SUPPLIED DATA =>
○ ○ ○ ○ ○ ○ ○
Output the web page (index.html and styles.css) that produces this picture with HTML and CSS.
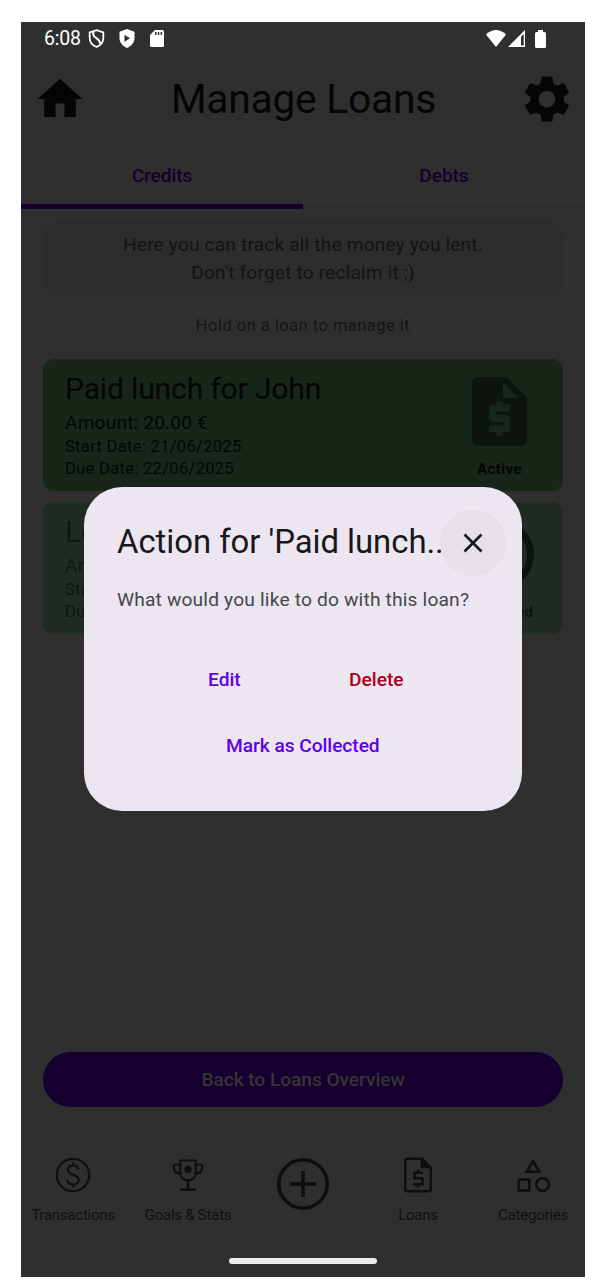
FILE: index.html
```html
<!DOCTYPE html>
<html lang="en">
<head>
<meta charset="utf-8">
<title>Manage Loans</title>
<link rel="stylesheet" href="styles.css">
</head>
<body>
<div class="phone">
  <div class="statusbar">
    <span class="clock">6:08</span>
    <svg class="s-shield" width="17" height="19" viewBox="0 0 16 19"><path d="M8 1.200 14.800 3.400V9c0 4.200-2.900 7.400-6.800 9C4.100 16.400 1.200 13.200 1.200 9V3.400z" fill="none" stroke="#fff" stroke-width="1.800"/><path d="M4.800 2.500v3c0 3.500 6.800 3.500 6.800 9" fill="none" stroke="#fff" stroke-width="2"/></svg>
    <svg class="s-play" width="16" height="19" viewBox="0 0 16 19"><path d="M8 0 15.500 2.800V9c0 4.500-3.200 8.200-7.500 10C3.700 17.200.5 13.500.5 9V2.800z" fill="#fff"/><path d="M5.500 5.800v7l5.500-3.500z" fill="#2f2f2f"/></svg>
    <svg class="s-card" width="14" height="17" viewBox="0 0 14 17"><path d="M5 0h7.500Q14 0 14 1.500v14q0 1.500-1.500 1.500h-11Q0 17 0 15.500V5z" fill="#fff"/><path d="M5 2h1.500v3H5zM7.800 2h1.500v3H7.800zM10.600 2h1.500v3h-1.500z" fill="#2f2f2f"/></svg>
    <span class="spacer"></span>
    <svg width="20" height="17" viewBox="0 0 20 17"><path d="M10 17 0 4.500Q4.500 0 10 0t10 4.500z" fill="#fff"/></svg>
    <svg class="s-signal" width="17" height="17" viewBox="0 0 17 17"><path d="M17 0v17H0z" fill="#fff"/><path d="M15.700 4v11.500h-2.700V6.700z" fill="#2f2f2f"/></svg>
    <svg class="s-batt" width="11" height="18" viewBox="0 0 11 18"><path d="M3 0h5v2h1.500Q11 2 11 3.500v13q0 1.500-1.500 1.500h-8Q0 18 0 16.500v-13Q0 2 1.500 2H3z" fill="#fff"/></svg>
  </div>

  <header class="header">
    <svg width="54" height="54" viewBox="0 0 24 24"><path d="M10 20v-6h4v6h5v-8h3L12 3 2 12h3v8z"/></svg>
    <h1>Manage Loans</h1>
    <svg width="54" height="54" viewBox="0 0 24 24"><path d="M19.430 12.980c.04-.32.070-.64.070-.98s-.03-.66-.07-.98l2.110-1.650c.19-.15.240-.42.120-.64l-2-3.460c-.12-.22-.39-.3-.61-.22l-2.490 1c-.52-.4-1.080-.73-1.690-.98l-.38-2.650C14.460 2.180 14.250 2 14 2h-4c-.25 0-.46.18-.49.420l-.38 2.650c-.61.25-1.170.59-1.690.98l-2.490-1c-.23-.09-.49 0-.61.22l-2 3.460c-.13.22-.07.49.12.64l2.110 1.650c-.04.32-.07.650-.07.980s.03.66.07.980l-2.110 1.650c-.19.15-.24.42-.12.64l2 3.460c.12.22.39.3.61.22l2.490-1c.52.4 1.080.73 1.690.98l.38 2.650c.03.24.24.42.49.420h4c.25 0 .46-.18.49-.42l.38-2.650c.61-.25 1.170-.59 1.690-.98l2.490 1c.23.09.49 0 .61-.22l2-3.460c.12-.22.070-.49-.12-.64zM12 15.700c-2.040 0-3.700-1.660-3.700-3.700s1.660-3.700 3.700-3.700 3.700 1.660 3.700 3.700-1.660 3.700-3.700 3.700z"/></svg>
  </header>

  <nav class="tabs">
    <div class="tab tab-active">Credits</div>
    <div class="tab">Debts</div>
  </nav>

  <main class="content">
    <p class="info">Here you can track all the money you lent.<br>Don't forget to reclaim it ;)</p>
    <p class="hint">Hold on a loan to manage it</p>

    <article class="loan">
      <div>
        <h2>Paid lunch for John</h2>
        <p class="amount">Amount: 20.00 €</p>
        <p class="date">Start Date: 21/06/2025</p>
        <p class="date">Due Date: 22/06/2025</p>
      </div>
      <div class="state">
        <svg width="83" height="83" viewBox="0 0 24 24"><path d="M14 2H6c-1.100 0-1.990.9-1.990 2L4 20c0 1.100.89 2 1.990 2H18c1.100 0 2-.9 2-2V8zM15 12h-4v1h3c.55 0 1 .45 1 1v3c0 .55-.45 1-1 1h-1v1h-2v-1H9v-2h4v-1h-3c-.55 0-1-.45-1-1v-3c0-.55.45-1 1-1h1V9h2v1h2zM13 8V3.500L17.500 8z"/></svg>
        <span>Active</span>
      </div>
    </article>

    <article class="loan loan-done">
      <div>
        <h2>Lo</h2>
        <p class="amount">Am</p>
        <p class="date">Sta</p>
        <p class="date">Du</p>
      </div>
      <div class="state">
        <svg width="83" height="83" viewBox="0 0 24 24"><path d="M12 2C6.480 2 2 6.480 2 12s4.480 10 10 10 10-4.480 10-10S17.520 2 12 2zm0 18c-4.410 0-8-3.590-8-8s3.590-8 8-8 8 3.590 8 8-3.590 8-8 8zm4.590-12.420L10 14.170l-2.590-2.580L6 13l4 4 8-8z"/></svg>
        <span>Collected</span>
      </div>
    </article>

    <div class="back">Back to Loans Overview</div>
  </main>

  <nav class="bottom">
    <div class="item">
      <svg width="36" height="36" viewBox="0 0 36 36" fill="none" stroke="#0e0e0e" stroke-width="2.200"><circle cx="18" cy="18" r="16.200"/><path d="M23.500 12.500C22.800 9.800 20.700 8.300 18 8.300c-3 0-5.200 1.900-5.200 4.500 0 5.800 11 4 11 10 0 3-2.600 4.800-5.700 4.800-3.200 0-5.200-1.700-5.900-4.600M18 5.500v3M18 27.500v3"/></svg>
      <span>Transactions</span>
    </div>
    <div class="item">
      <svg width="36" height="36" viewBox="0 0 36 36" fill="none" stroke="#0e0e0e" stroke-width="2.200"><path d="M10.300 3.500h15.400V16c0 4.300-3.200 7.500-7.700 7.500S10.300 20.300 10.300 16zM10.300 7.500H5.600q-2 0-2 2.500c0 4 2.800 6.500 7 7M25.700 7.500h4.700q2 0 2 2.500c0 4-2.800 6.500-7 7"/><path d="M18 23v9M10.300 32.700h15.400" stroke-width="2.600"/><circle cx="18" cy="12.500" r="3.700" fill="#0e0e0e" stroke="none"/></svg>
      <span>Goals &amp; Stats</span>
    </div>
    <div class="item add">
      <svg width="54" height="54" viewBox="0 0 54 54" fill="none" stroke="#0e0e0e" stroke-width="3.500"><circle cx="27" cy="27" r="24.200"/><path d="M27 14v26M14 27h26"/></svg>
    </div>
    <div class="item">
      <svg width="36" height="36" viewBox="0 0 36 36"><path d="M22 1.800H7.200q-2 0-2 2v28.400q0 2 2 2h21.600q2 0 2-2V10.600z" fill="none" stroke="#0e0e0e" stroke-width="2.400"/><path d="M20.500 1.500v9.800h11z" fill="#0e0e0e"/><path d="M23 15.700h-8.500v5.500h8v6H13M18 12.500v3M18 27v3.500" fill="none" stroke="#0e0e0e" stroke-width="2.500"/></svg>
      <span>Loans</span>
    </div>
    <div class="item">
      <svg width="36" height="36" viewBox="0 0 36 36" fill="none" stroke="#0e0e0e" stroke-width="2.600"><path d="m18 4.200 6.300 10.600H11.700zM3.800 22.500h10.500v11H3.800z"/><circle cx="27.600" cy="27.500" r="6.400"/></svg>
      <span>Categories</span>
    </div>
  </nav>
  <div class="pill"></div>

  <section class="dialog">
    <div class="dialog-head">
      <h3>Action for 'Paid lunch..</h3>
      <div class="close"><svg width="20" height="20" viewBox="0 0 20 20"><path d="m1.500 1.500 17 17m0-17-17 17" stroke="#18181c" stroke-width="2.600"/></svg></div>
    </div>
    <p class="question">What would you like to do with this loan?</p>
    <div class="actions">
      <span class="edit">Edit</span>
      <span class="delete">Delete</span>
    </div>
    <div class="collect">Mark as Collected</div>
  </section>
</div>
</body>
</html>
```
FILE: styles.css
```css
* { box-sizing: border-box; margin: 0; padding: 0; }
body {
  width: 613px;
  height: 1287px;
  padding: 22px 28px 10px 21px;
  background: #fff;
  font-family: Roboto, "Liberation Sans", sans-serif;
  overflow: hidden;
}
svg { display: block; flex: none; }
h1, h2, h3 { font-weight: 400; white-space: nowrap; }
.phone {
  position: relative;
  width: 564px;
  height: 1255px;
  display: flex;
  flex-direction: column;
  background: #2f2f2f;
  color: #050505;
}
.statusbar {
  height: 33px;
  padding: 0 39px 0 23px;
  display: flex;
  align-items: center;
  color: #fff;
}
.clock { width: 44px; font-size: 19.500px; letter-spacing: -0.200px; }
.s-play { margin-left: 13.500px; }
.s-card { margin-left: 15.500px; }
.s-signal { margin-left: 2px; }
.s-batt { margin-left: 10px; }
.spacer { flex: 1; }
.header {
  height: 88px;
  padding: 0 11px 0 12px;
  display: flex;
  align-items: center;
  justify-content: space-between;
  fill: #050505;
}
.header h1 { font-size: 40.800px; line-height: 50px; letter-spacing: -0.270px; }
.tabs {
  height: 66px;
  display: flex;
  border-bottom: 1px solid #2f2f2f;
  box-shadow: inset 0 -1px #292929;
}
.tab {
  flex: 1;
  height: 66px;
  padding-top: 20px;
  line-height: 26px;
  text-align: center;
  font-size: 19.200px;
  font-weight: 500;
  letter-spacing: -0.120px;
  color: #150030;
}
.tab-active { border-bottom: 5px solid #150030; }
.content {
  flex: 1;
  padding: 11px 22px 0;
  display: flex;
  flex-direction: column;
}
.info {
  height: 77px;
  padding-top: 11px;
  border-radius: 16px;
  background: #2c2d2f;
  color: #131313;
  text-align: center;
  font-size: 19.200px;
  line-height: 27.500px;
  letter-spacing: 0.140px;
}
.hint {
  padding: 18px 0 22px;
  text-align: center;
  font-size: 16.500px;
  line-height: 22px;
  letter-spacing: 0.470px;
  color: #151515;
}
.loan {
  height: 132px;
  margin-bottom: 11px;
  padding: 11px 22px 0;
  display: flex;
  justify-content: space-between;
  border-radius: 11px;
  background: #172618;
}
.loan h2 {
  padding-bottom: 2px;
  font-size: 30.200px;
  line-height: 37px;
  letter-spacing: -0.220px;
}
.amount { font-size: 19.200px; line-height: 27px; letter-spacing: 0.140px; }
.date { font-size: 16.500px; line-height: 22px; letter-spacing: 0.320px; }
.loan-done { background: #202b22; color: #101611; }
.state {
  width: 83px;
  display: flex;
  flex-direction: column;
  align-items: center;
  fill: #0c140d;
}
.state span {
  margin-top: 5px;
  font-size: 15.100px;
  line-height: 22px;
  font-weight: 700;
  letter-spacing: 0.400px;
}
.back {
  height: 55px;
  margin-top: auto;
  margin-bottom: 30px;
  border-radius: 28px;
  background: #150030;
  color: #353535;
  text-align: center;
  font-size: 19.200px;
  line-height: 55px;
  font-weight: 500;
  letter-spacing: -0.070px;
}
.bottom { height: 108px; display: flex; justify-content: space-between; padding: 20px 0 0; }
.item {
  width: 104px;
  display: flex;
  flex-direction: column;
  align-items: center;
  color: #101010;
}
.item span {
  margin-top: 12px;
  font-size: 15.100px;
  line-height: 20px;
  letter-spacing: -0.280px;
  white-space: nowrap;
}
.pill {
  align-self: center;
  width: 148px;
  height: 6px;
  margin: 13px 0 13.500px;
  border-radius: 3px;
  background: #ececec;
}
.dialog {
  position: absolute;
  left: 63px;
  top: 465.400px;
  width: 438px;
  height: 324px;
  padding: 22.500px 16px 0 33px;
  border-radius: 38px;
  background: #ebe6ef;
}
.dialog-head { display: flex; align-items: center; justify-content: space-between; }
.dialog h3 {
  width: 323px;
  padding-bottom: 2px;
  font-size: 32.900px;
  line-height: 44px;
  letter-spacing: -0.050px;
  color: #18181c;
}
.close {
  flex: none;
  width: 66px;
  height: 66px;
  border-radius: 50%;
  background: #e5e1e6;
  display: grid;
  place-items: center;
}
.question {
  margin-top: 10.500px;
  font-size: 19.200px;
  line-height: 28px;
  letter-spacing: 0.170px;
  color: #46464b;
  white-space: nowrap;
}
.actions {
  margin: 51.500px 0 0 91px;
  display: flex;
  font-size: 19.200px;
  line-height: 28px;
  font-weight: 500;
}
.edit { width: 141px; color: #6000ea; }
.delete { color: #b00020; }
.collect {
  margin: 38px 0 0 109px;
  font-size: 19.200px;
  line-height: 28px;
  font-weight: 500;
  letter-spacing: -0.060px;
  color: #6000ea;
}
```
○ ○ ○ ○ ○ ○ ○
Filter lines by "index" and return each hit.

TASK SOLUTION =>
Output the web page (index.html and styles.css) that produces this picture with HTML and CSS.
FILE: index.html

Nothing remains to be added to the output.